◆ What is asked: Wherever the word "components" appears in a line, copy that line.

::: Given information :::

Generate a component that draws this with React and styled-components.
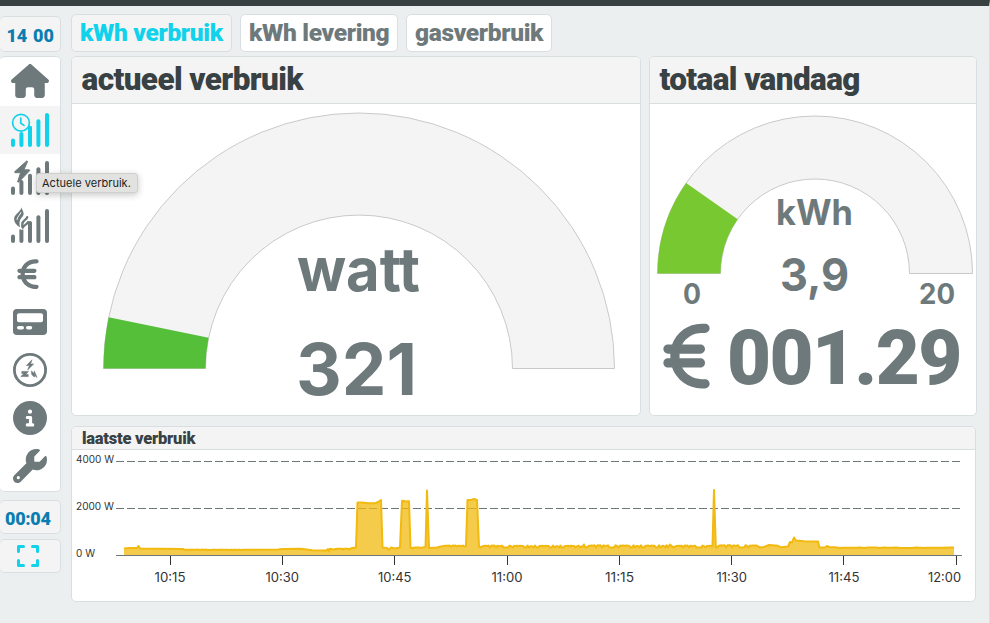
import React from 'react';
import styled, { createGlobalStyle } from 'styled-components';
import { FaHouse, FaEuroSign, FaCircleInfo, FaWrench } from 'react-icons/fa6';

const GlobalStyle = createGlobalStyle`
  * { box-sizing: border-box; }
  body { margin: 0; background: #ebeff0; font-family: Roboto, sans-serif; overflow: hidden; }
  svg { display: block; flex: none; }
`;

const C = {
  grey: '#6e797b',
  dark: '#384143',
  cyan: '#10d2ea',
  blue: '#0b7db0',
  line: '#d9dfe1',
  soft: '#f4f4f4',
};

const Page = styled.div`
  width: 990px;
  height: 623px;
  border-top: 6px solid #384042;
  display: flex;
  gap: 10px;
  position: relative;
  border-right: 1px solid #dcdedf;
`;
const Sidebar = styled.aside`
  width: 61px;
  padding-top: 10px;
  display: flex;
  flex-direction: column;
`;
const SideBox = styled.div`
  height: ${(p) => p.$h}px;
  margin-bottom: ${(p) => p.$gap}px;
  background: ${C.soft};
  border: 1px solid ${C.line};
  border-left: 0;
  border-radius: 5px;
  display: flex;
  align-items: center;
  padding-left: ${(p) => p.$pad || 0}px;
  padding-top: ${(p) => p.$top || 0}px;
`;
const SideTime = styled.span`
  color: ${C.blue};
  font-weight: 900;
  font-size: 18px;
  line-height: 20px;
  letter-spacing: ${(p) => p.$ls}px;
  word-spacing: ${(p) => p.$ws || 0}px;
  white-space: nowrap;
`;
const Menu = styled.nav`
  height: 436px;
  margin-bottom: 8px;
  padding-top: 1px;
  background: #fff;
  border: 1px solid ${C.line};
  border-left: 0;
  border-radius: 5px;
  display: flex;
  flex-direction: column;
  overflow: hidden;
`;
const MenuItem = styled.div`
  height: 48px;
  flex: none;
  display: flex;
  align-items: center;
  justify-content: center;
  padding-right: ${(p) => p.$shift || 0}px;
  color: ${(p) => (p.$active ? C.cyan : C.grey)};
  background: ${(p) => (p.$active ? C.soft : '#fff')};
`;
const HomeIcon = styled(FaHouse)`
  width: 38px;
  height: 34px;
  margin-bottom: 2px;
`;
const Main = styled.main`
  width: 906px;
  padding-top: 8px;
`;
const Tabs = styled.div`
  display: flex;
  gap: 8px;
  height: 38px;
  margin-bottom: 4px;
`;
const Tab = styled.div`
  width: ${(p) => p.$w}px;
  padding-left: 8px;
  border: 1px solid ${C.line};
  border-radius: 5px;
  background: ${(p) => (p.$active ? C.soft : '#fff')};
  color: ${(p) => (p.$active ? C.cyan : C.grey)};
  font-weight: 900;
  font-size: 24.5px;
  line-height: 36px;
  letter-spacing: -0.34px;
  white-space: nowrap;
`;
const Row = styled.div`
  display: flex;
  gap: 8px;
  margin-bottom: 10px;
`;
const Panel = styled.section`
  width: ${(p) => p.$w}px;
  height: ${(p) => p.$h}px;
  background: #fff;
  border: 1px solid ${C.line};
  border-radius: 5px;
  overflow: hidden;
`;
const PanelHead = styled.h2`
  margin: 0;
  height: ${(p) => (p.$small ? 23 : 47)}px;
  padding-left: ${(p) => (p.$small ? 10 : 9.5)}px;
  background: ${C.soft};
  border-bottom: 1px solid ${C.line};
  color: ${C.dark};
  font-weight: 900;
  font-size: ${(p) => (p.$small ? 16.5 : 31.5)}px;
  line-height: ${(p) => (p.$small ? 23 : 46)}px;
  letter-spacing: ${(p) => (p.$small ? -0.24 : -0.6)}px;
  white-space: nowrap;
`;
const CostRow = styled.div`
  display: flex;
  align-items: center;
  gap: 18px;
  height: 76px;
  padding-left: 13px;
  color: ${C.grey};
`;
const CostEuro = styled(FaEuroSign)`
  width: 47px;
  height: 74px;
`;
const CostValue = styled.span`
  padding-top: 4px;
  font-weight: 900;
  font-size: 76px;
  line-height: 76px;
  letter-spacing: -1.6px;
  margin-left: -1px;
  white-space: nowrap;
`;
const Tooltip = styled.div`
  position: absolute;
  left: 36px;
  top: 167px;
  width: 102px;
  height: 20px;
  padding-left: 5px;
  background: #e2e2e0;
  border: 1px solid #cfcfcd;
  border-radius: 3px;
  box-shadow: 0 2px 7px rgba(0, 0, 0, 0.22);
  color: #222;
  font: 400 11px/18px Inter, sans-serif;
  letter-spacing: 0.02px;
  white-space: nowrap;
`;

const BARS = [[2, 28.5], [10.4, 22], [19, 15.7], [27.4, 9.3], [36, 3]];

function BarsIcon({ kind }) {
  return (
    <svg width="38" height="36" viewBox="0 0 38 36" fill="none" stroke="currentColor" overflow="visible">
      {BARS.map(([x, y]) => (
        <path key={x} d={`M${x} ${y}V33`} strokeWidth="4" strokeLinecap="round" />
      ))}
      {kind === 'clock' && (
        <g strokeWidth="1.7" strokeLinecap="round" strokeLinejoin="round">
          <circle cx="10" cy="10.7" r="8.4" fill="#f4f4f4" />
          <path d="M9.8 6V11.2L13 13.4" />
          <path d="M19 16V30" strokeWidth="4" />
        </g>
      )}
      {kind === 'bolt' && (
        <path
          d="M15.7 1L3.6 11.8L4 12.7H9.6L6.6 21.8L7.6 22.2L18.7 10.6L18.3 9.8H12.9L16.6 1.4Z"
          fill="currentColor"
          strokeWidth="1"
          strokeLinejoin="round"
        />
      )}
      {kind === 'flame' && (
        <g>
          <path
            d="M2 9L9 4L17 8L17 16L11 22L6 20Z"
            fill="#fff"
            stroke="none"
          />
          <path
            d="M10.400 -0.800C10.900 1.800 13.600 4.300 12.300 7.200C11.200 9.700 7 11.600 9.100 19.300C5.600 17.600 2.600 14 3.200 9.800C3.900 5.800 9.900 3.700 10.400 -0.800Z"
            fill="currentColor"
            stroke="none"
          />
          <path d="M9.900 4.600C9.300 6.800 6.300 8.400 6 11.400" stroke="#fff" strokeWidth="1" strokeLinecap="round" />
          <path d="M16.200 9.200C15.500 12 11.300 12.300 11.300 16.200V19M17 14.200C16.300 16.300 13 17 11.800 19.600" strokeWidth="2.300" strokeLinecap="round" />
          <path d="M19 15V30" strokeWidth="4" strokeLinecap="round" />
        </g>
      )}
    </svg>
  );
}

function MeterIcon() {
  return (
    <svg width="34" height="26" viewBox="0 0 34 26">
      <rect width="34" height="26" rx="4" fill="currentColor" />
      <rect x="4" y="4.3" width="26" height="9" rx="2" fill="#fff" />
      <rect x="4" y="17" width="7" height="3.6" rx="1.8" fill="#fff" />
      <rect x="13" y="17" width="6.2" height="3.6" rx="1.8" fill="#fff" />
    </svg>
  );
}

const BOLT = 'M2 -5.2L-3.6 0.5H-0.6L-2.3 4.9L3.6 -1.1H0.5Z';

function PhasesIcon() {
  return (
    <svg width="34" height="34" viewBox="0 0 34 34">
      <circle cx="17" cy="17" r="15.6" fill="none" stroke="currentColor" strokeWidth="2.8" />
      <g fill="currentColor" stroke="currentColor" strokeWidth=".6" strokeLinejoin="round">
        <path transform="translate(17 12)" d={BOLT} />
        <path d="M8.8 18.4H15.4L12.6 21.4H15.2V23.6H7.8L11 20.6H8.8Z" />
        <path d="M18.400 17.900L21.300 20.600V17.900L24 24.400L21.400 22.200V24.200L18.800 21.600Z" />
      </g>
    </svg>
  );
}

function ExpandIcon() {
  return (
    <svg width="22" height="22" viewBox="0 0 22 22" fill="none" stroke={C.cyan} strokeWidth="3" strokeLinecap="round" strokeLinejoin="round">
      <path d="M6.5 1.5H1.5V6.5M15.5 1.5H20.5V6.5M1.5 15.5V20.5H6.5M20.5 15.5V20.5H15.5" />
    </svg>
  );
}

const sector = (cx, cy, R, r, a0, a1) => {
  const p = (rad, a) => {
    const t = (a * Math.PI) / 180;
    return `${cx - rad * Math.cos(t)} ${cy - rad * Math.sin(t)}`;
  };
  return `M${p(R, a0)}A${R} ${R} 0 0 1 ${p(R, a1)}L${p(r, a1)}A${r} ${r} 0 0 0 ${p(r, a0)}Z`;
};

function Gauge({ width, height, cx, cy, R, r, value, max, color, labels }) {
  const a = (value / max) * 180;
  return (
    <svg width={width} height={height}>
      <path d={sector(cx, cy, R, r, 0, 180)} fill={C.soft} stroke="#c9c9c9" />
      <path d={sector(cx, cy, R, r, 0, a)} fill={color} />
      {labels.map(([text, x, y, size, w]) => (
        <text
          key={text}
          x={x}
          y={y}
          textLength={w}
          lengthAdjust="spacingAndGlyphs"
          fill={C.grey}
          fontFamily="Inter, sans-serif"
          fontWeight="700"
          fontSize={size}
        >
          {text}
        </text>
      ))}
    </svg>
  );
}

// Steady consumption with small ripples between two x positions.
const ripple = (from, to, base, amp, step = 1.5) => {
  const pts = [];
  for (let x = from, i = 0; x < to; x += step, i += 1) {
    const n = Math.abs(Math.sin(i * 12.9 + i * i * 0.37));
    pts.push([x, base - (n > 0.55 ? amp * n : 0)]);
  }
  return pts;
};

const USAGE = [
  [124, 548.4], [130, 548], [137, 548], [138.5, 546], [140, 548.5], [160, 548.8], [183, 549],
  ...ripple(185, 250, 550, 0.4),
  [255, 549.8], [278, 549.5], [283, 548.9], [300, 548.7], [303, 549], [312, 550.3],
  [326, 550.6], [328, 549], [329, 551.5], [330, 548.7], [333, 549.5],
  ...ripple(334, 350, 549.5, 0.8),
  [352, 548], [356, 547.5], [357.5, 502.5], [362, 502.5], [368, 503.2], [375, 503.3], [379, 501.5],
  [381, 500], [382.5, 547.5], [387, 548], [389, 550], [391, 547.5], [395, 548.5],
  [400, 547.5], [402, 501], [403, 500.7], [405, 501.5], [409, 501.2], [410.5, 547.5],
  ...ripple(412, 424, 548.2, 0.8),
  [425.5, 547], [427, 490.5], [429, 548], [437, 547.5], [440, 546.6],
  ...ripple(442, 465, 546.6, 1),
  [466, 546], [467.5, 500], [471, 500], [474, 499], [477, 500], [479, 546.5],
  ...ripple(481, 582, 547.5, 1.9),
  [583, 546.5], [584, 544.5], [585, 547],
  ...ripple(587, 669, 547.5, 2.2),
  [670, 544.5], [672, 546.5],
  ...ripple(674, 711, 547.5, 1.9),
  [712.5, 546.5], [714, 490], [715.8, 547.5],
  ...ripple(717, 757, 547.5, 2.3),
  [760, 547.5], [764, 547], [769, 545], [778, 545.8], [781, 547.3], [788, 546.5],
  [790, 542], [792, 542.5], [794, 537.5], [796, 540.5], [804, 541.2], [818, 541.6],
  [819.5, 547.5], [825, 547.5], [827, 546], [829, 547], [835, 547.2],
  ...ripple(840, 948, 548, 0.4, 4),
  [950, 547.5], [954, 547.5],
];

const TICKS = [
  ['10:15', 170.5, 154.5, 31], ['10:30', 282.5, 265.5, 33.5], ['10:45', 394.5, 378, 33.5],
  ['11:00', 507.5, 491.5, 31], ['11:15', 619.5, 605, 29], ['11:30', 731.5, 716.5, 30.5],
  ['11:45', 843.5, 828.5, 31], ['12:00', 956.5, 928, 33],
];

function UsageChart() {
  const line = USAGE.map((p) => p.join(' ')).join('L');
  return (
    <svg width="903" height="151" viewBox="72 450 903 151" fontFamily="Inter, sans-serif" fill="#333">
      {[461.5, 508.5].map((y) => (
        <path key={y} d={`M116 ${y}H961`} stroke="#6e7779" strokeDasharray="8 3" />
      ))}
      <path d={`M124 555L${line}V555Z`} fill="#f2b90f" fillOpacity=".75" />
      <path d={`M${line}`} fill="none" stroke="#f2b90f" strokeWidth="2" strokeLinejoin="round" />
      <path d="M116 555.5H962" stroke="#6e7779" />
      {[['4000 W', 463, 38], ['2000 W', 510, 38], ['0 W', 557, 19]].map(([t, y, w]) => (
        <text key={t} x="76" y={y} fontSize="10" textLength={w} lengthAdjust="spacingAndGlyphs">{t}</text>
      ))}
      {TICKS.map(([t, x, tx, w]) => (
        <g key={t}>
          <path d={`M${x} 556V565`} stroke="#333" />
          <text x={tx} y="582" fontSize="12.5" textLength={w} lengthAdjust="spacingAndGlyphs">{t}</text>
        </g>
      ))}
    </svg>
  );
}

export default function App() {
  return (
    <Page>
      <GlobalStyle />
      <Sidebar>
        <SideBox $h={36} $gap={4} $pad={6.5} $top={3}><SideTime $ls={-0.1} $ws={1.5}>14 00</SideTime></SideBox>
        <Menu>
          <MenuItem><HomeIcon /></MenuItem>
          <MenuItem $active><BarsIcon kind="clock" /></MenuItem>
          <MenuItem><BarsIcon kind="bolt" /></MenuItem>
          <MenuItem><BarsIcon kind="flame" /></MenuItem>
          <MenuItem $shift={4}><FaEuroSign size={34} /></MenuItem>
          <MenuItem><MeterIcon /></MenuItem>
          <MenuItem><PhasesIcon /></MenuItem>
          <MenuItem><FaCircleInfo size={34} /></MenuItem>
          <MenuItem><FaWrench size={34} /></MenuItem>
        </Menu>
        <SideBox $h={34} $gap={5} $pad={5} $top={3}><SideTime $ls={-0.3}>00:04</SideTime></SideBox>
        <SideBox $h={34} $gap={0} $pad={17}><ExpandIcon /></SideBox>
      </Sidebar>
      <Main>
        <Tabs>
          <Tab $w={161} $active>kWh verbruik</Tab>
          <Tab $w={158}>kWh levering</Tab>
          <Tab $w={146}>gasverbruik</Tab>
        </Tabs>
        <Row>
          <Panel $w={570} $h={360}>
            <PanelHead>actueel verbruik</PanelHead>
            <Gauge
              width={568} height={311} cx={287} cy={264.5} R={255.5} r={153.5}
              value={321} max={5000} color="#56bf3a"
              labels={[['watt', 225, 187, 60, 123], ['321', 224, 291, 71, 121]]}
            />
          </Panel>
          <Panel $w={328} $h={360}>
            <PanelHead>totaal vandaag</PanelHead>
            <Gauge
              width={326} height={214} cx={165} cy={169.5} R={157.5} r={94.5}
              value={3.9} max={20} color="#78c832"
              labels={[['kWh', 126, 121, 35, 77], ['3,9', 130, 187, 45, 69], ['0', 33, 200, 28, 18], ['20', 269, 200, 28, 36]]}
            />
            <CostRow>
              <CostEuro />
              <CostValue>001.29</CostValue>
            </CostRow>
          </Panel>
        </Row>
        <Panel $w={905} $h={176}>
          <PanelHead $small>laatste verbruik</PanelHead>
          <UsageChart />
        </Panel>
      </Main>
      <Tooltip>Actuele verbruik.</Tooltip>
    </Page>
  );
}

:::

◆ Output of the exercise:
Generate a component that draws this with React and styled-components.
import styled, { createGlobalStyle } from 'styled-components';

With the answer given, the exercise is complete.